**PROBLEM DETAILS:** Provide only the number of lines in the data below that contain the word "styles".

**SUPPLIED DATA:**
>> start
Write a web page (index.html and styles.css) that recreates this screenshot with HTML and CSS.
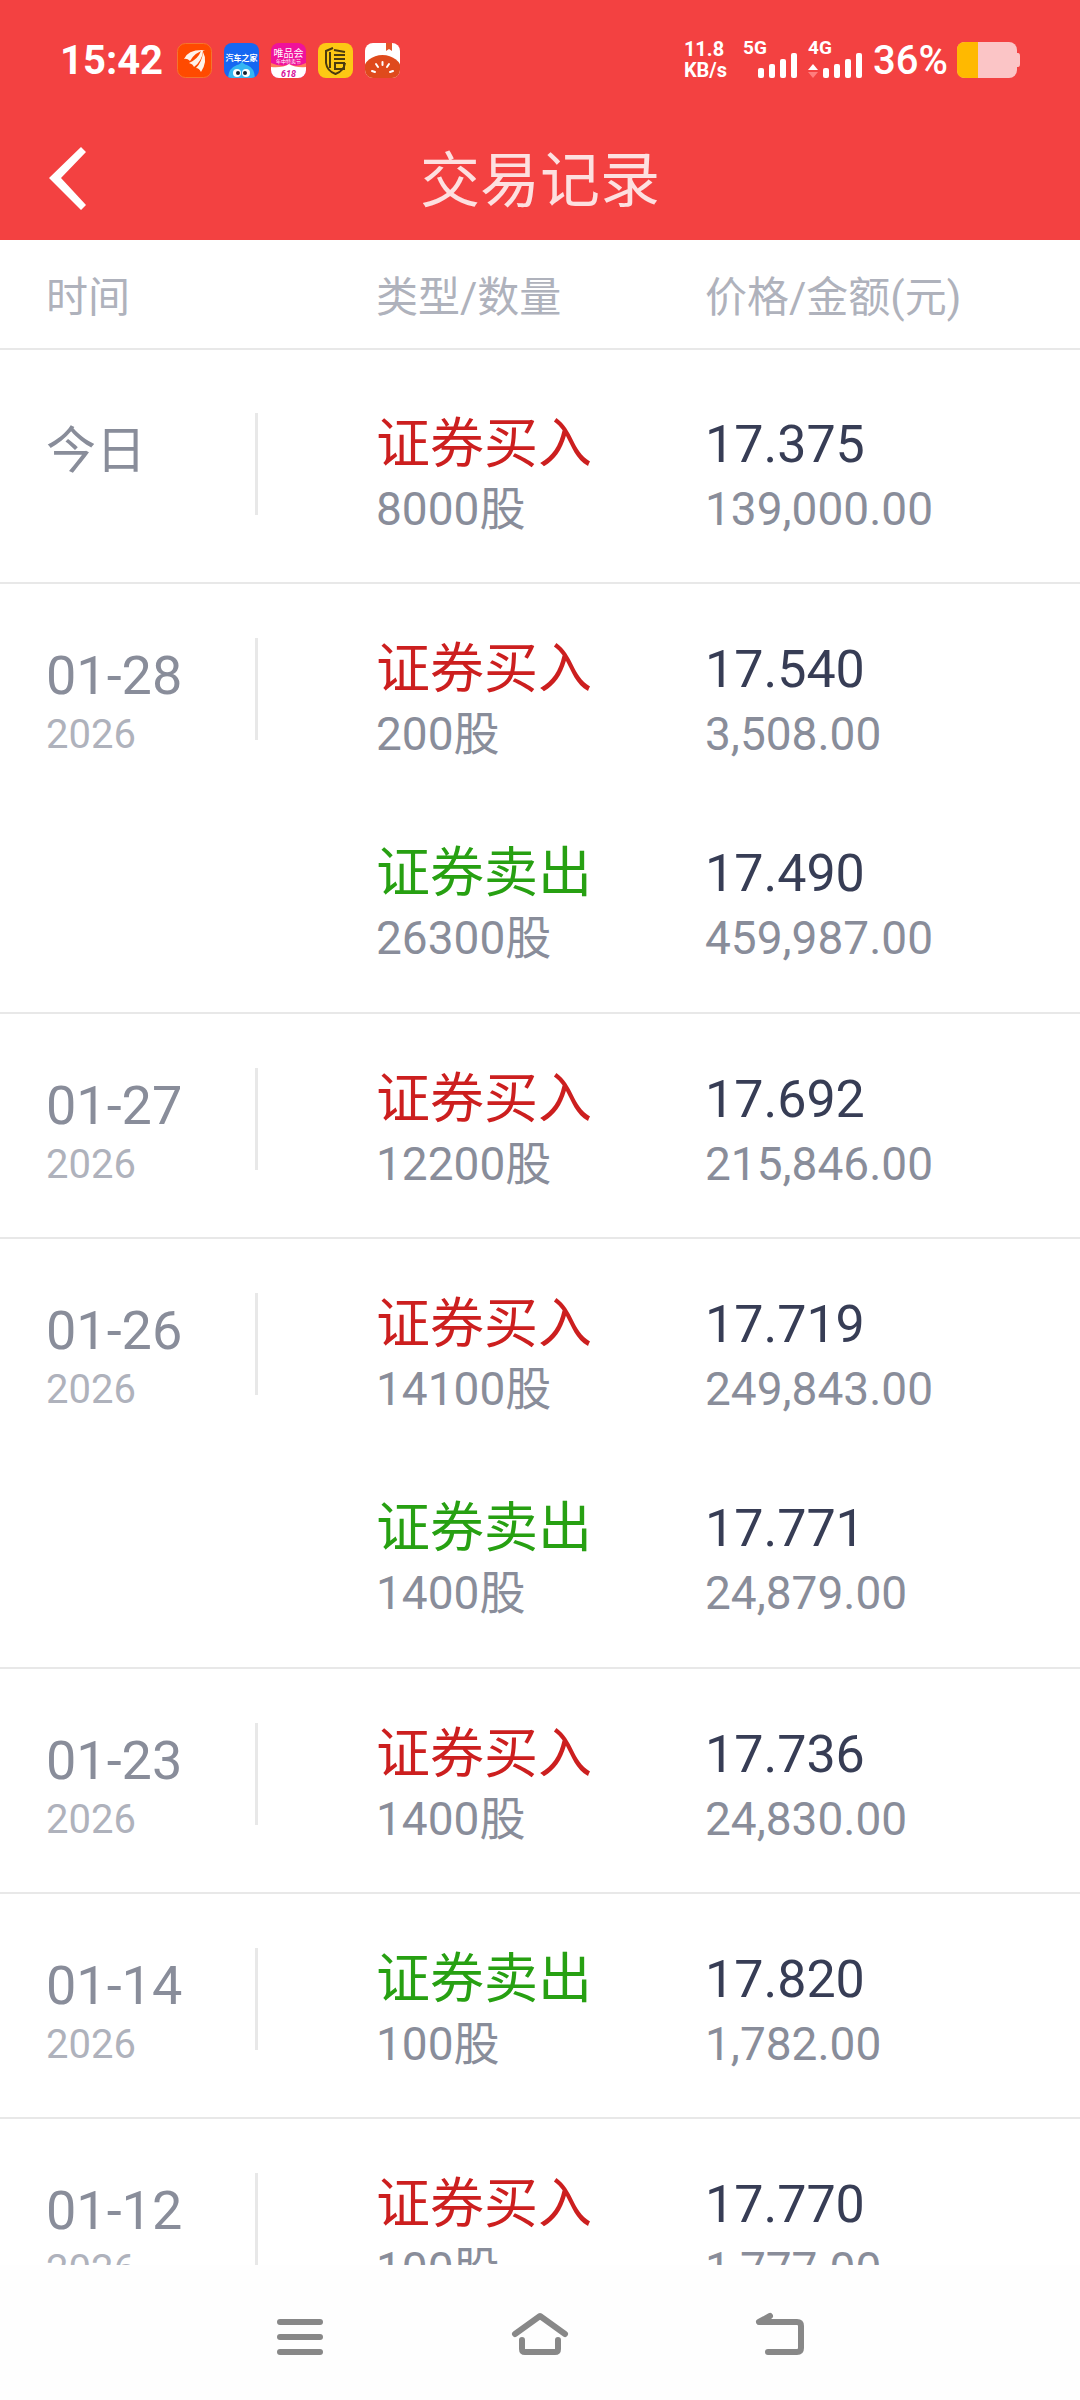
FILE: index.html
```html
<!DOCTYPE html>
<html lang="zh-CN">
<head>
<meta charset="utf-8">
<meta name="viewport" content="width=device-width, initial-scale=1">
<title>交易记录</title>
<link rel="stylesheet" href="styles.css">
</head>
<body>
<div class="app">
  <header class="top">
    <div class="status">
      <span class="clock">15:42</span>
      <div class="tray">
        <svg class="app-icon" viewBox="0 0 35 35"><rect x=".5" y=".5" width="34" height="34" rx="8" fill="#ff4a00" stroke="#f5742e"/><g fill="#fff3ea"><path d="M7 16Q11 6 28 7Q18 9 13 18Q10 15 7 16Z"/><path d="M12 20Q21 16 24 8L26 8Q25 18 17 24Q16 21 12 20Z"/><path d="M19 25Q25 19 26 9Q31 18 24 29Q22 25 19 25Z"/></g></svg>
        <svg class="app-icon" viewBox="0 0 35 35"><defs><clipPath id="auto"><rect width="35" height="35" rx="8"/></clipPath></defs><g clip-path="url(#auto)"><rect width="35" height="35" fill="#1667f2"/><path d="M4 36Q4 25 13 22Q17 21 18 18Q19 21 23 22Q31 25 31 36Z" fill="#35b6f2"/><circle cx="13" cy="30" r="4" fill="#fff"/><circle cx="22" cy="30" r="4" fill="#fff"/><circle cx="14" cy="30" r="2" fill="#123"/><circle cx="21" cy="30" r="2" fill="#123"/></g><text x="17.500" y="18" font-size="8" font-weight="700" text-anchor="middle" fill="#fff">汽车之家</text></svg>
        <svg class="app-icon" viewBox="0 0 35 35"><defs><clipPath id="vip"><rect width="35" height="35" rx="8"/></clipPath></defs><g clip-path="url(#vip)"><rect width="35" height="35" fill="#f0129b"/><path d="M0 20Q12 25 18 21Q25 25 35 20V26H0Z" fill="#ff7a5c"/><path d="M0 24Q12 25 18 21Q25 25 35 24V35H0Z" fill="#fff"/></g><text x="17.500" y="14" font-size="10" text-anchor="middle" fill="#fff">唯品会</text><text x="17.500" y="20" font-size="5" text-anchor="middle" fill="#fff">年中特卖节</text><text x="17.500" y="34" font-size="9" font-weight="700" font-style="italic" text-anchor="middle" fill="#d8129b">618</text></svg>
        <svg class="app-icon" viewBox="0 0 35 35"><rect width="35" height="35" rx="8" fill="#fdc814"/><g fill="none" stroke="#4a3a10" stroke-width="2"><path d="M15 5L8 8V20Q9 28 17.500 31Q26 28 27 20M12 9V25M16 7L27 9M16 12H27M16 16H27M16 20H26V26H17V20"/></g></svg>
        <svg class="app-icon" viewBox="0 0 35 35"><defs><clipPath id="tom"><rect width="35" height="35" rx="8"/></clipPath></defs><g clip-path="url(#tom)"><rect width="35" height="35" fill="#fff"/><path d="M21 0H27V8L24 6L21 8Z" fill="#e4552a"/><ellipse cx="17.500" cy="27" rx="19" ry="15" fill="#df4a1c"/></g><g stroke="#fff" stroke-width="2" stroke-linecap="round"><path d="M17.500 19V22M11 21L13 24M24 21L22 24M7 28L10 29M28 28L25 29"/></g></svg>
      </div>
      <div class="signals">
        <span class="speed"><span>11.8</span><span>KB/s</span></span>
        <span class="net"><span class="net-name">5G</span>
          <svg class="bars" viewBox="0 0 54 25"><g fill="#fff"><rect x="15" y="15" width="6" height="10" rx="2"/><rect x="26" y="11" width="6" height="14" rx="2"/><rect x="37" y="6" width="6" height="19" rx="2"/><rect x="48" y="0" width="6" height="25" rx="2"/></g></svg>
        </span>
        <span class="net"><span class="net-name">4G</span>
          <svg class="bars" viewBox="0 0 54 25"><path d="M0 17L5 11L10 17Z" fill="#fff"/><path d="M0 19L5 25L10 19Z" fill="#ff7d7d"/><g fill="#fff"><rect x="15" y="15" width="6" height="10" rx="2"/><rect x="26" y="11" width="6" height="14" rx="2"/><rect x="37" y="6" width="6" height="19" rx="2"/><rect x="48" y="0" width="6" height="25" rx="2"/></g></svg>
        </span>
        <span class="percent">36%</span>
        <svg class="battery" viewBox="0 0 63 36"><rect width="60" height="36" rx="8" fill="#fbc5c6"/><path d="M60 11H61Q63 11 63 14V22Q63 25 61 25H60Z" fill="#fbc5c6"/><path d="M21 0H8Q0 0 0 8V28Q0 36 8 36H21Z" fill="#ffb900"/></svg>
      </div>
    </div>
    <div class="titlebar">
      <button class="back" aria-label="返回"><svg viewBox="0 0 37 63"><path d="M32 0L37 5L12 31L37 58L32 63L0 31Z" fill="#fff"/></svg></button>
      <h1>交易记录</h1>
    </div>
  </header>

  <main class="records">
    <table>
      <thead><tr><th>时间</th><th>类型/数量</th><th>价格/金额(元)</th></tr></thead>
      <tbody class="today">
        <tr><td><div class="date"><b>今日</b></div></td><td><b class="buy">证券买入</b><span>8000股</span></td><td><b>17.375</b><span>139,000.00</span></td></tr>
      </tbody>
      <tbody>
        <tr><td><div class="date"><b>01-28</b><small>2026</small></div></td><td><b class="buy">证券买入</b><span>200股</span></td><td><b>17.540</b><span>3,508.00</span></td></tr>
        <tr><td></td><td><b class="sell">证券卖出</b><span>26300股</span></td><td><b>17.490</b><span>459,987.00</span></td></tr>
      </tbody>
      <tbody>
        <tr><td><div class="date"><b>01-27</b><small>2026</small></div></td><td><b class="buy">证券买入</b><span>12200股</span></td><td><b>17.692</b><span>215,846.00</span></td></tr>
      </tbody>
      <tbody>
        <tr><td><div class="date"><b>01-26</b><small>2026</small></div></td><td><b class="buy">证券买入</b><span>14100股</span></td><td><b>17.719</b><span>249,843.00</span></td></tr>
        <tr><td></td><td><b class="sell">证券卖出</b><span>1400股</span></td><td><b>17.771</b><span>24,879.00</span></td></tr>
      </tbody>
      <tbody>
        <tr><td><div class="date"><b>01-23</b><small>2026</small></div></td><td><b class="buy">证券买入</b><span>1400股</span></td><td><b>17.736</b><span>24,830.00</span></td></tr>
      </tbody>
      <tbody>
        <tr><td><div class="date"><b>01-14</b><small>2026</small></div></td><td><b class="sell">证券卖出</b><span>100股</span></td><td><b>17.820</b><span>1,782.00</span></td></tr>
      </tbody>
      <tbody>
        <tr><td><div class="date"><b>01-12</b><small>2026</small></div></td><td><b class="buy">证券买入</b><span>100股</span></td><td><b>17.770</b><span>1,777.00</span></td></tr>
      </tbody>
    </table>
  </main>

  <nav class="sysnav">
    <button aria-label="最近任务"><svg viewBox="0 0 60 48"><g fill="#888"><rect x="7" y="10" width="46" height="6" rx="3"/><rect x="7" y="25" width="46" height="6" rx="3"/><rect x="7" y="40" width="46" height="6" rx="3"/></g></svg></button>
    <button aria-label="主屏幕"><svg viewBox="0 0 60 48"><g fill="none" stroke="#888" stroke-width="6" stroke-linecap="round" stroke-linejoin="round"><path d="M5 25L30 7L55 25"/><path d="M12 31V40Q12 43 15 43H45Q48 43 48 40V31"/></g></svg></button>
    <button aria-label="返回上一级"><svg viewBox="0 0 60 48"><path d="M20 7L9 13H47Q51 13 51 17V39Q51 43 47 43H18" fill="none" stroke="#888" stroke-width="6" stroke-linecap="round" stroke-linejoin="round"/></svg></button>
  </nav>
</div>
</body>
</html>
```
FILE: styles.css
```css
* { box-sizing: border-box; }

body {
  margin: 0;
  background: #fff;
  color: #373d55;
  font-family: Roboto, "Noto Sans CJK SC", sans-serif;
}

button { padding: 0; border: 0; background: none; }
svg { display: block; }

.app { display: flex; flex-direction: column; height: 100vh; }

/* Header */
.top { flex: none; background: #f34141; color: #fff; }
.status { display: flex; align-items: center; height: 120px; padding: 0 60px; }
.clock { font-size: 40px; font-weight: 700; }
.tray { display: flex; gap: 12px; margin-left: 14px; }
.app-icon { width: 35px; height: 35px; }
.signals { display: flex; align-items: center; margin-left: auto; }
.speed { display: flex; flex-direction: column; margin-right: 16px; font-size: 20px; font-weight: 700; line-height: 21px; }
.net { display: flex; flex-direction: column; width: 54px; margin-right: 11px; }
.net-name { font-size: 19px; font-weight: 700; line-height: 11px; }
.bars { width: 54px; height: 25px; }
.percent { margin-right: 9px; font-size: 40px; font-weight: 500; }
.battery { width: 63px; height: 36px; }

.titlebar { display: grid; grid-template-columns: 1fr auto 1fr; align-items: center; height: 120px; padding: 0 49px 4px; }
.back svg { width: 37px; height: 63px; }
.back { width: 37px; }
h1 { margin: 0; padding-top: 8px; color: #fde0e0; font-size: 60px; font-weight: 400; line-height: 64px; }

/* Trade list */
.records { flex: 1; min-height: 0; overflow: hidden; }
table { width: 100%; table-layout: fixed; border-collapse: collapse; }
th, td { padding: 0; text-align: left; vertical-align: top; }
th { height: 109px; padding-bottom: 2px; vertical-align: middle; color: #afb2bc; font-size: 42px; font-weight: 400; }
th:first-child, td:first-child { width: 376px; padding-left: 46px; }
th:nth-child(2) { width: 329px; }
thead tr, tbody { border-bottom: 2px solid #e8e8e8; }

td { height: 205px; padding-top: 54px; }
tbody tr:last-child td { height: 225px; }
.today tr:last-child td { height: 234px; padding-top: 63px; }
td b, td span, td small { display: block; font-weight: 400; }
td b { font-size: 52px; line-height: 64px; }
td span { color: #898d9a; font-size: 46px; line-height: 64px; }
td .buy, td .sell { font-size: 54px; }
.buy { color: #cc1f1f; }
.sell { color: #27a012; }
.date { width: 212px; height: 102px; padding-top: 6px; border-right: 3px solid #e8e8e8; color: #898d9a; }
.date b { font-size: 54px; }
.today .date b { font-size: 50px; }
.date small { color: #afb2bc; font-size: 40px; line-height: 54px; }

/* System navigation */
.sysnav { flex: none; display: flex; justify-content: center; align-items: center; gap: 180px; height: 135px; background: #fefefe; }
.sysnav svg { width: 60px; height: 48px; }
```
>> end
**EXERCISE RESULT:** 3